By means of the above-described device for preparing cellulose nanofibers, cellulose nanofibers are prepared in the following manner.

The originally polysaccharide-free slurry is circulated through the second fluid medium supply path 4 via the chamber 2. Specifically, using the pump 11, the originally polysaccharide-free slurry in the tank 10 is caused to pass through the heat exchanger 12 and the plunger 13 and thereby circulated in the second fluid medium supply path 4. On the other hand, the polysaccharide slurry is circulated in the polysaccharide supply path 3 via the chamber 2. Specifically, using the pump 8, the polysaccharide slurry in the tank 7 is circulated in the circulation path 9 which is formed using a vinyl hose, a rubber hose or the like.

On the basis of this, the originally polysaccharide-free slurry circulated in the second fluid medium supply path 4 is orifice-injected against the polysaccharide slurry circulated in the polysaccharide slurry supply path 3 through the chamber 2. Specifically, high pressure water or aqueous slurry, i.e., highly pressurized originally polysaccharide-free slurry is supplied from the plunger 13 to the orifice injection opening 14 connected to the plunger 13, and the high pressure water or aqueous slurry is orifice-jetted at a high pressure of about 50-400 MPa from the orifice injection opening 14 toward the circulation path 9.

In consequence, the originally polysaccharide-free slurry passes across, in a direction intersecting the circulation path 9, the inside of the circulation path 9 via a through-hole defined by holes 26a, 26b preliminarily provided in the circulation path 9 which is formed using, for example, a vinyl hose, a rubber hose or the like, while entraining a part of the polysaccharide slurry circulating in the circulation path 9. The originally polysaccharide-free slurry which has passed across the circulation path 9 rushes toward the outlet 15 of the chamber 2 and enters the second fluid medium supply path 4. The originally polysaccharide-free slurry is thereby re-circulated in the second fluid medium supply path 4.

As the above process is repeated, fibrillation of the polysaccharide gradually progresses which is present in the polysaccharide slurry circulated in the polysaccharide slurry supply path 3 through the chamber 2 and in the originally polysaccharide-free slurry circulated in the second fluid medium supply path 4. Accordingly, cellulose nanofibers having a fibrillation degree suitable for applications and high uniformity can be obtained.

As another method for fibrillating polysaccharide with a high pressure water jet into cellulose nanofibers, there may be mentioned a homogenizing treatment method described in Japanese Unexamined Patent Publication No. 2012-36518, in which a dispersion comprising starting material fibers dispersed in a solvent is treated by means of a homogenizer equipped with a crushing type homovalve sheet.
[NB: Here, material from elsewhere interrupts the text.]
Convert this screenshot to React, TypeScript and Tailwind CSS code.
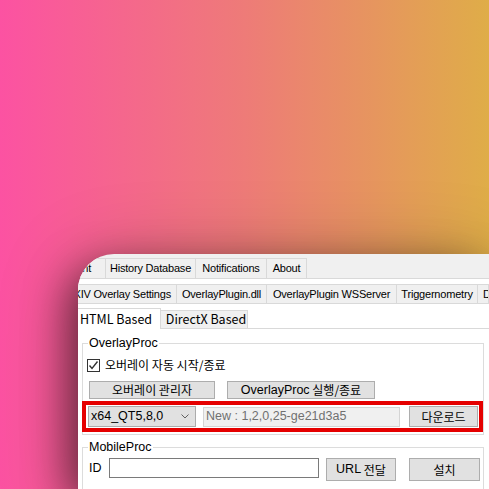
import React from "react";

const tabFont = "font-['Liberation_Sans',sans-serif] text-[11px] tracking-[-0.2px] text-black";
const kr = "font-['Noto_Sans_CJK_KR',sans-serif] text-black";
const lat = "font-['Liberation_Sans','Noto_Sans_CJK_KR',sans-serif]";

function Tab({ className = "", children }: { className?: string; children: React.ReactNode }) {
  return (
    <div
      className={`flex shrink-0 items-center overflow-hidden whitespace-nowrap border-t border-r border-[#d9d9d9] bg-[#f0f0f0] ${tabFont} ${className}`}
    >
      {children}
    </div>
  );
}

function Button({ className = "", children }: { className?: string; children: React.ReactNode }) {
  return (
    <div
      className={`flex shrink-0 items-center justify-center border border-[#adadad] bg-[#e1e1e1] text-[12px] leading-none ${kr} ${className}`}
    >
      {children}
    </div>
  );
}

export default function App() {
  return (
    <div className="relative h-[489px] w-[489px] overflow-hidden bg-[linear-gradient(90deg,#fc52a2_0%,#ee7b78_50%,#dfad48_100%)]">
      {/* settings window */}
      <div className="absolute left-[78px] top-[254px] flex h-[235px] w-[411px] flex-col overflow-hidden rounded-tl-[36px] bg-[#f0f0f0] shadow-[-10px_14px_40px_rgba(0,0,0,0.5),0_10px_80px_rgba(0,0,0,0.25)]">
        {/* main tabs */}
        <div className="flex h-[25px] items-end border-b border-[#d9d9d9] pt-[4px]">
          <Tab className="h-[20px] w-[28px] pl-[2px]">int</Tab>
          <Tab className="h-[20px] w-[90px] justify-center">History Database</Tab>
          <Tab className="h-[20px] w-[71px] justify-center">Notifications</Tab>
          <Tab className="h-[20px] w-[40px] justify-center">About</Tab>
        </div>

        <div className="flex flex-1 flex-col bg-white">
          {/* plugin tabs */}
          <div className="flex h-[25px] items-end border-b border-[#d9d9d9] pt-[5px]">
            <Tab className="h-[19px] w-[99px] justify-end pr-[5px]">XIV Overlay Settings</Tab>
            <Tab className="h-[19px] w-[90px] justify-center">OverlayPlugin.dll</Tab>
            <Tab className="h-[19px] w-[130px] justify-center">OverlayPlugin WSServer</Tab>
            <Tab className="h-[19px] w-[81px] justify-center">Triggernometry</Tab>
            <Tab className="h-[19px] w-[11px] pl-[5px]">D</Tab>
          </div>

          {/* overlay type tabs */}
          <div className="flex h-[25px] items-end border-b border-[#d9d9d9] pt-[4px]">
            <div className={`-mb-px flex h-[21px] w-[83px] items-center border-r border-t border-[#d9d9d9] bg-white pl-[2px] text-[12.5px] ${kr}`}>
              HTML Based
            </div>
            <div className={`flex h-[18px] w-[87px] items-center justify-center border-r border-t border-[#d9d9d9] bg-[#f0f0f0] pl-[4px] text-[12.5px] ${kr}`}>
              DirectX Based
            </div>
          </div>

          <div className="px-[4px] pt-[6px]">
            {/* OverlayProc group */}
            <fieldset className="w-[402px] border border-[#dcdcdc] pb-[2px]">
              <legend className={`ml-[5px] px-[1px] text-[12.5px] leading-[16px] text-black ${lat}`}>OverlayProc</legend>
              <div className="ml-[4px] mt-[6px] flex h-[16px] items-center gap-[5px]">
                <div className="flex h-[13px] w-[13px] items-center justify-center border border-[#333] bg-white">
                  <svg width="11" height="11" viewBox="0 0 11 11">
                    <polyline points="1.5,5.5 4,8.5 9.5,1.5" fill="none" stroke="#333" strokeWidth="1.4" />
                  </svg>
                </div>
                <span className={`text-[12px] leading-none ${kr}`}>오버레이 자동 시작/종료</span>
              </div>
              <div className="ml-[6px] mt-[8px] flex h-[18px] gap-[12px]">
                <Button className="h-[18px] w-[126px]">오버레이 관리자</Button>
                <Button className="h-[18px] w-[148px]">
                  <span className={`${lat} text-[12.5px]`}>OverlayProc</span>&nbsp;실행/종료
                </Button>
              </div>
              <div className="-ml-px mt-[2px] flex h-[31px] w-[401px] items-center border-4 border-[#e50000] pl-[2px]">
                <div className="flex h-[21px] w-[108px] items-center justify-between border border-[#acacac] bg-[#e1e1e1] pl-[2px] pr-[6px]">
                  <span className={`${lat} text-[12.5px] leading-none text-black`}>x64_QT5,8,0</span>
                  <svg width="8" height="5" viewBox="0 0 8 5">
                    <polyline points="0.5,0.5 4,4 7.5,0.5" fill="none" stroke="#606060" strokeWidth="1" />
                  </svg>
                </div>
                <div className="ml-[7px] flex h-[20px] w-[197px] items-center border border-[#d4d4d4] bg-[#f0f0f0] pl-[2px]">
                  <span className={`${lat} text-[12.5px] leading-none text-[#707070]`}>
                    New : 1,2,0,25-ge21d3a5
                  </span>
                </div>
                <Button className="ml-[9px] h-[21px] w-[69px]">다운로드</Button>
              </div>
            </fieldset>

            {/* MobileProc group */}
            <fieldset className="mt-[4px] w-[402px] border border-[#dcdcdc] pb-[10px]">
              <legend className={`ml-[5px] px-[1px] text-[12.5px] leading-[16px] text-black ${lat}`}>MobileProc</legend>
              <div className="ml-[6px] mt-[3px] flex items-start">
                <div className={`flex h-[20px] w-[20px] items-center text-[12.5px] text-black ${lat}`}>ID</div>
                <div className="h-[20px] w-[210px] border border-[#7a7a7a] bg-white" />
                <Button className="ml-[7px] h-[23px] w-[70px]">
                  <span className={`${lat} text-[12.5px]`}>URL</span>&nbsp;전달
                </Button>
                <Button className="ml-[13px] h-[23px] w-[71px]">설치</Button>
              </div>
            </fieldset>
          </div>
        </div>
      </div>
    </div>
  );
}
According to the homogenizing treatment method, as shown in FIG. 3, starting material fibers 101 pressure-fed in such a homogenizer under high pressure are forced to pass through a small diameter orifice 102 in the form of a narrow aperture and to collide against a wall surface of the small diameter orifice 102 (in particular, a wall surface of an impact ring 103) and are thereby cleaved under shearing stress or cleaving action. Thus, micro-fibrillation is effected to obtain micro-fibrils having substantially uniform fiber diameters.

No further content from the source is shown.